What is some smooth parameterization of $y - |x| = 0$?

Question

Apparently, $\{(x,y) \in \Bbb R^2, y - |x| = 0\}$ is an example of a level curve $C: f(x,y) = c$, such that $f$ is not smooth, but $C$ admits a smooth parameterization.

What is some smooth parameterization of the the level curve $C: y - |x| = 0$?

I am not sure how such a construction is possible. We would like to have $\gamma: (\alpha, \beta) \subset \Bbb R \to \Bbb R^2$, such $\gamma(t) = (\gamma_1(t), \gamma_2(t))$ satisfies $\gamma_2(t) = |\gamma_1(t)|$, for all $t \in (\alpha, \beta)$. If $\gamma_1(t) \neq 0$ for all $t$, then $\gamma$ doesn't cover $C$. On the other hand, if $\gamma_1(t) = 0$ for some $t$, then $\gamma_2$ cannot be differentiable at this point. Am I missing something here?

Edit:

Where a function $f$ is said to be "smooth" if it is $C^{\infty}$

Answer 1

Reparametrize by $t^3$, that is, consider $\gamma(t) = (t^3, |t^3|)$. The issue is that this parametrization is smooth, but not regular, that is, we must have $\gamma'(t) = 0$ for some $t$ (note that $t=0$ does it, as expected).

We will never find a parametrization both smooth and regular.

Answer 2

I guess it's a liiittle too late, but I think I found a solution so I'll post it anyway.

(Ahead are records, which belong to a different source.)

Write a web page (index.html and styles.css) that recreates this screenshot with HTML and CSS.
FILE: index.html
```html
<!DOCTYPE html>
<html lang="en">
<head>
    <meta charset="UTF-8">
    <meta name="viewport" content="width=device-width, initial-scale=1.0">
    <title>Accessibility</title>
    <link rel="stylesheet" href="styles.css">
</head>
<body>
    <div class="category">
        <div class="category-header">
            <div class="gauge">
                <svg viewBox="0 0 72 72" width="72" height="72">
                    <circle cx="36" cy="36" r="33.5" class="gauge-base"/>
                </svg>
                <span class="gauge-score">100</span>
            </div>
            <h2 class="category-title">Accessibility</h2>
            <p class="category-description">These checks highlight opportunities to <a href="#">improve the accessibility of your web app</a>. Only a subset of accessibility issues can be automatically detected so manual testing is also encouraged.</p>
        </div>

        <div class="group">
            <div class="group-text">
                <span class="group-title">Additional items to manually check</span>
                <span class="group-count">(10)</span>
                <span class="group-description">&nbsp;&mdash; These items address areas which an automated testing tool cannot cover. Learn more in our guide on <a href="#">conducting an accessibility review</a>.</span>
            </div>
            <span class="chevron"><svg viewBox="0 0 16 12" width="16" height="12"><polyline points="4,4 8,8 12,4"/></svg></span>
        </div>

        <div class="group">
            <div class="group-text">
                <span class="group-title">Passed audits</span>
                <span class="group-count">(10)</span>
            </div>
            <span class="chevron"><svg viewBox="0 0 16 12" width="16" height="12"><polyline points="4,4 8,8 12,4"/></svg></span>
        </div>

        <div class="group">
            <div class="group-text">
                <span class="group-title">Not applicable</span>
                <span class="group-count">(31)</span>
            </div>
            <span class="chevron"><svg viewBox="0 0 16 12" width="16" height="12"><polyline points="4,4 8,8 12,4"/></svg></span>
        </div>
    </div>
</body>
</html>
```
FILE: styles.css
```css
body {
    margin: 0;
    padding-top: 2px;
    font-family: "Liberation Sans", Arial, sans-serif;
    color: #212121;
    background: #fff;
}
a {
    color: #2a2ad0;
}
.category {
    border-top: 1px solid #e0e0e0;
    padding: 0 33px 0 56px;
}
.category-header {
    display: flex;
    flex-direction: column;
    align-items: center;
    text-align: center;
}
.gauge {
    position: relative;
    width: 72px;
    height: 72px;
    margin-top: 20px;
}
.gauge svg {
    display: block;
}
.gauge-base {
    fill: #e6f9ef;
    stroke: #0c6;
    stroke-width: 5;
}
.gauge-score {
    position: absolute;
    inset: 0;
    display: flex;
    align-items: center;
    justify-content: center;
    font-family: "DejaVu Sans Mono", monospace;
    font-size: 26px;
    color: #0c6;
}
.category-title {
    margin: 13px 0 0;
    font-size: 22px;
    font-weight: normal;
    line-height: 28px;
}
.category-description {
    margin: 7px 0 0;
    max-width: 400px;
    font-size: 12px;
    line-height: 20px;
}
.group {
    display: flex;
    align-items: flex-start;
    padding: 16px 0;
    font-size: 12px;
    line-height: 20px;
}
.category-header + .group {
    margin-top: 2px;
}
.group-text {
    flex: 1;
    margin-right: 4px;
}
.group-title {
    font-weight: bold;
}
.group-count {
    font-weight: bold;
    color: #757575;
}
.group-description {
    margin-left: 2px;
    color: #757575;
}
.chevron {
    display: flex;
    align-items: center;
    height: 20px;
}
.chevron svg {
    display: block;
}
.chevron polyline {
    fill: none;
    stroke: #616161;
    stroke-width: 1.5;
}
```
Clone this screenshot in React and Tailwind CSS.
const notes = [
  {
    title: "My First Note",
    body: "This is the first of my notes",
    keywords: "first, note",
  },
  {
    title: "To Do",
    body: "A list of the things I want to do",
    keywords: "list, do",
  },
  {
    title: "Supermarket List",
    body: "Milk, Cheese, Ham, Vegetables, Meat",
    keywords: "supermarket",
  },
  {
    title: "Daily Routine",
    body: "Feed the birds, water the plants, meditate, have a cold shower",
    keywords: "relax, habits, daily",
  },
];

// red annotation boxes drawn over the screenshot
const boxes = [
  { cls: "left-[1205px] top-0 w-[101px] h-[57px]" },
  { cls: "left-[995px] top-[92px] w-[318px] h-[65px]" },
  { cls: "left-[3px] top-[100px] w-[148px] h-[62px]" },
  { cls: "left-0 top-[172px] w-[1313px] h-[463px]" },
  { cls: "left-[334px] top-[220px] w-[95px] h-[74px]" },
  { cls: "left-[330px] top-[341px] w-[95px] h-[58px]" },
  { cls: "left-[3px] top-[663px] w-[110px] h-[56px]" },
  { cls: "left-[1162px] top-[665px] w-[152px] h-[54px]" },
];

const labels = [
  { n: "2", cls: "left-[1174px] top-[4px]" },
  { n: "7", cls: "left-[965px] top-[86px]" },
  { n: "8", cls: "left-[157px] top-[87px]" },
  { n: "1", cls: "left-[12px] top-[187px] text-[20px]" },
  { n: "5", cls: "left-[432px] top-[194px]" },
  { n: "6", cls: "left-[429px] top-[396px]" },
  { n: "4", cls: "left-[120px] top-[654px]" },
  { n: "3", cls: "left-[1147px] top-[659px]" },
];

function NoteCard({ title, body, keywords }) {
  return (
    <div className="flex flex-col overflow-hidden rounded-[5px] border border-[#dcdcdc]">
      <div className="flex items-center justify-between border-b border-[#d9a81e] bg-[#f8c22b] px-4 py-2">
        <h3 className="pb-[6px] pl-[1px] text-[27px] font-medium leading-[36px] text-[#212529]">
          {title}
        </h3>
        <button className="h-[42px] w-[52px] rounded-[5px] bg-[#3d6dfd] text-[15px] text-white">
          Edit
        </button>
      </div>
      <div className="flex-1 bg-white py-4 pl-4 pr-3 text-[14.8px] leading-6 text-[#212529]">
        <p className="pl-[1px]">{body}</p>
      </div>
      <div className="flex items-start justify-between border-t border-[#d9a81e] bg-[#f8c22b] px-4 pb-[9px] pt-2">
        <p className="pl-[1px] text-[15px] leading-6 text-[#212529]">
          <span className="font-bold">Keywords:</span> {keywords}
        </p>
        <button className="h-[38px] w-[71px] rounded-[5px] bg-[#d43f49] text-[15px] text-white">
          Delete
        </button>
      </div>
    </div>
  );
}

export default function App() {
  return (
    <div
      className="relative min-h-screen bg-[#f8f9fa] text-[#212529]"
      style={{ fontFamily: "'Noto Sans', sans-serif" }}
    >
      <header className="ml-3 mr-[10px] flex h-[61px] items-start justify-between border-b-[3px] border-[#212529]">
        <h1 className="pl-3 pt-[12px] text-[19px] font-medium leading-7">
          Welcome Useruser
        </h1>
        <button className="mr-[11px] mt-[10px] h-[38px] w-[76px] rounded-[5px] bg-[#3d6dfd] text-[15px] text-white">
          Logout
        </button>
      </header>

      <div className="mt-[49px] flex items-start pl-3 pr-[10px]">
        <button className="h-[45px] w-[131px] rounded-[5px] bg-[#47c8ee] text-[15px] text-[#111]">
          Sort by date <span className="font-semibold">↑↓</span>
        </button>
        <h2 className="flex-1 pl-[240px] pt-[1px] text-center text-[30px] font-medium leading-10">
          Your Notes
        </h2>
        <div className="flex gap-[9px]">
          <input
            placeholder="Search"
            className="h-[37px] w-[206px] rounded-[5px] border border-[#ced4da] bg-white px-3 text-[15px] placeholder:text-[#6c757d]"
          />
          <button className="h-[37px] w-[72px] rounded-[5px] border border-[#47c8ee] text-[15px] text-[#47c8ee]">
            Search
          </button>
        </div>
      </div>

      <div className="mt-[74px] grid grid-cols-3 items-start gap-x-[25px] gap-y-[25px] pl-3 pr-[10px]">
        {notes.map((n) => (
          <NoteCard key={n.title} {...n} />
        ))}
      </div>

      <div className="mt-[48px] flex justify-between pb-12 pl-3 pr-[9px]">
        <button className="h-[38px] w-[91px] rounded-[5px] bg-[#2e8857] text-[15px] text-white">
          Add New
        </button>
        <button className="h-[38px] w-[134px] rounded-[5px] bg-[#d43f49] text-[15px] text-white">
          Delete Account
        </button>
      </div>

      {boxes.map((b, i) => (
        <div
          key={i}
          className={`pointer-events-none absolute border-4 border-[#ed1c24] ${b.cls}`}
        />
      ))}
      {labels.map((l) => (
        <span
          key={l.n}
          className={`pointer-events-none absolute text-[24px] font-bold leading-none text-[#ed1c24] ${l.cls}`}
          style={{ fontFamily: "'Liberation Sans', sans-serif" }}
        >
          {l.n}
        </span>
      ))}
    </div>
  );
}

The smooth parametrization is $$\gamma(t)=\left(e^{-\frac{1}{t^2}}\cdot t,\: e^{-\frac{1}{t^2}}\cdot |t|\right), \quad \gamma(0) = 0.$$

It's image is clearly all of $\{(x, y) \:\mid\: y = |x|\}$. It is obviously smooth everywhere except $t=0$, and at the only "problematic" point $t = 0$ all one-sided derivatives will exist and will be equal to zero, thus all derivatives are defined and are continuous, proving $\gamma$ to be $C^\infty$.